SQL Server 2012 : Query Plans (part 2) - Query Plan Operators

2/19/2014 7:51:36 PM

Query Plan Operators

Join Operators

Join operators enable SQL Server to find matching rows between two tables. Prior to SQL Server 2005, there was only a single join type, the nested loop join, but since then additional join types have been added, and SQL Server now provides the three join types described in Table 1. These join types handle rows from two tables; for a self-join, the inputs may be different sets of rows from the same table.

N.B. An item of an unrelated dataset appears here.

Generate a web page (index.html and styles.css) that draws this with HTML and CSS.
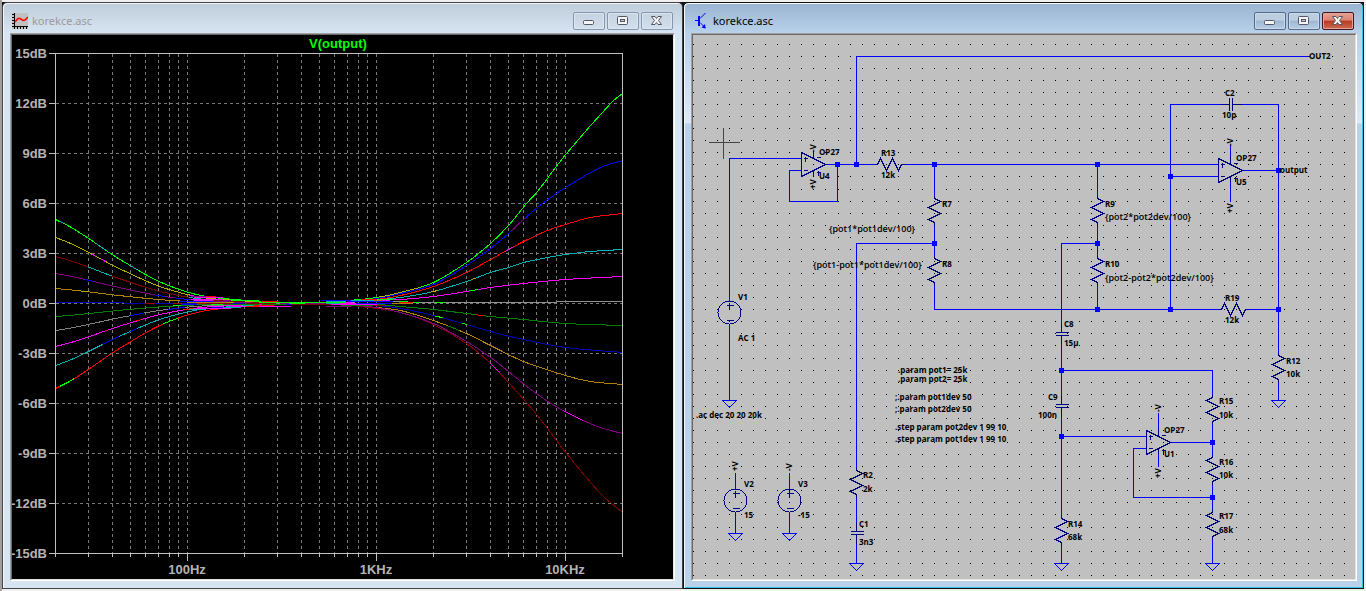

TABLE 1: SQL Server Join Types

JOIN TYPE	BENEFIT
Nested loop	Good for small tables where there is an index on the inner table on the join key
Merge join	Good for medium-size tables where there are ordered indexes, or where the output needs to be ordered
Hash join	Good for medium to large tables. Works well with parallel plans, and scales well.

Nested Loop

The nested loop join is the original SQL Server join type. The behavior of a nested loop is to scan all the rows in one table (the outer table) and for each row in that table, it then scans every row in the other table (the inner table). If the rows in the outer and inner tables match, then the row is included in the results.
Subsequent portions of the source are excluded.